Swedish publishing phenom Läckberg returns to the ill-starred town of Fjällbacka for another dose of resentment that festers into violence.
Now that his live-in girlfriend, writer Erica Falck, has presented him with a child, Patrik Hedström ought to be finding a better balance between his personal and professional responsibilities. But his sympathies as both father and cop are demanded by the murder of Sara Klinga, the daughter of Erica’s new friend Charlotte. Who would dump a seven-year-old near a wharf after drowning her, according to forensic evidence, in a bathtub? As Patrik surveys the wreckage of Sara’s extended family, from the pathological philandering of Charlotte’s husband, Dr.
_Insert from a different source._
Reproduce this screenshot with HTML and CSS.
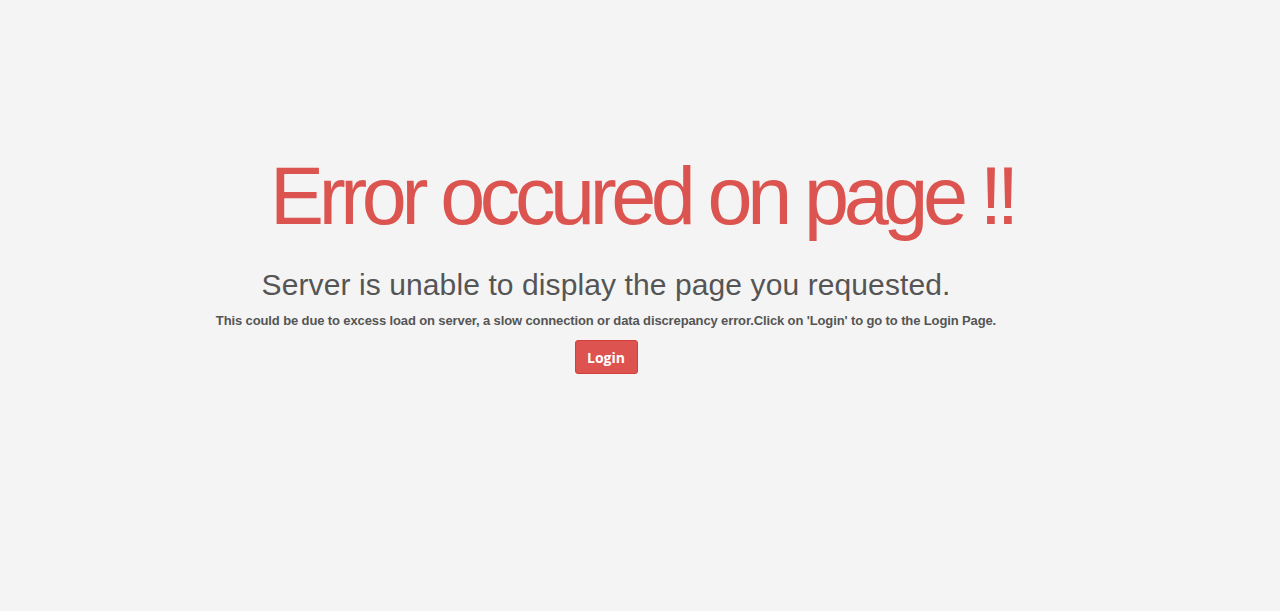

Niclas Klinga, to the unaccountable cruelty of Niclas’ mother Lilian Florin, whose name Niclas rejected in favor of his wife’s upon his marriage, Läckberg (The Ice Princess, 2010, etc.) parcels out hints of the tragedy’s roots in the loveless marriage some 75 years ago between flirtatious heiress Agnes Stjernkvist and Anders Andersson, the stonecutter she’d captivated and planned to leave before her father discovered her pregnancy and forced the couple to wed. Meanwhile, back in the present, Patrik and his mostly incompetent colleagues on the Tanumshede police force focus their suspicions on imperious Lilian, who seems to loathe everyone but Stig, the bedridden husband she nurses so assiduously; Kaj Wiberg, the neighbor with whom she’s long feuded over every pretext she can find; and Kaj’s son Morgan, a computer game designer with Asperger’s Syndrome who’d be poorly equipped to take the air even in a much sunnier spot than Fjällbacka.
Yes, the detection is forgettable (Patrick solves the mystery by watching a similar case on TV) and the climactic revelation unsurprising. Läckberg’s greatest strength is dramatizing the long shadows of family troubles that grow to monstrous size.